The case for cryptocurrencies sure looks to have gotten stronger over the past week and Venezuela’s “Petro” looks like it may be the concept’s first “beta test” on a country-wide scale.  

We recently reported that the Yale endowment had invested in a $400 million cryptocurrency fund focused on investing in digital coins and blockchain startup companies. Now, Bloomberg is reporting that the only way Venezuelans can get a passport is through the country’s new “Petro” cryptocurrency, which is backed by Venezuela’s oil and mineral reserves.

This development in Venezuela could be viewed as a very real step away from Fiat currency and a very real step toward a permanent commodity-backed currency. The government has priced new passports at 2 Petros, which is the cryptocurrency equivalent to 7200 Bolivars – or four times the national monthly minimum wage. For Venezuelans that are looking to get out of the country, passports are key. The United Nations says an estimated 5,000 people are leaving Venezuela per day because of the economic collapse in the country.

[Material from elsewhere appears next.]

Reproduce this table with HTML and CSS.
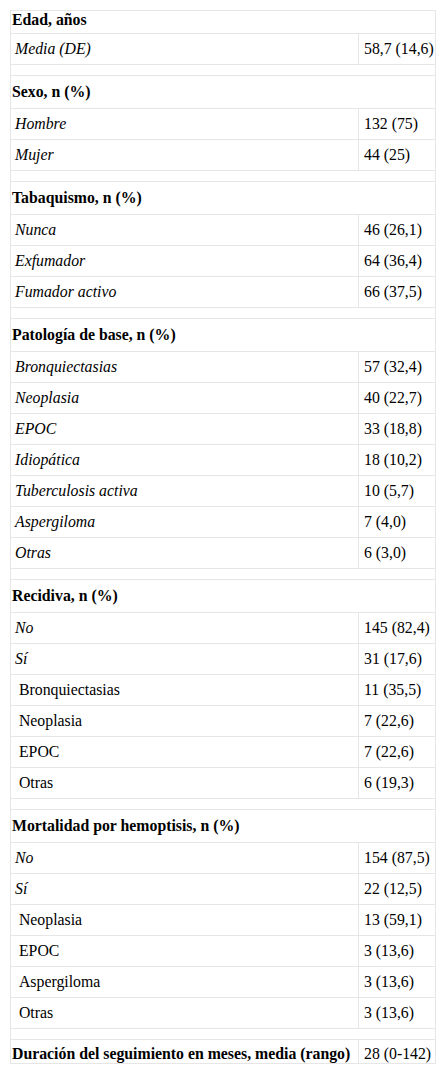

Lack of materials and government corruption, coupled with the Bolivar’s collapse, has made passports in the country a rare find. Getting out of the country is even more difficult because, as a result of the ongoing crisis, many airlines, including Avianca, Latam Airlines, United Airlines, Aeromexico and Deutsche Lufthansa, have stopped taking flights that originate from the country.

Nicolas Maduro, the president of Venezuela, announced the new currency last week – about eight months after what was supposed to be its initial launch date. It is now scheduled to go on sale starting on November 5.

Although cryptocurrencies have seen a precipitous decline in value over the last six months, Venezuela’s resorting to the idea after a true currency collapse could prove to be the first real test as to whether or not the concept, idea and execution can hold up for an entire country’s government.

The world is watching. And so is Novogratz.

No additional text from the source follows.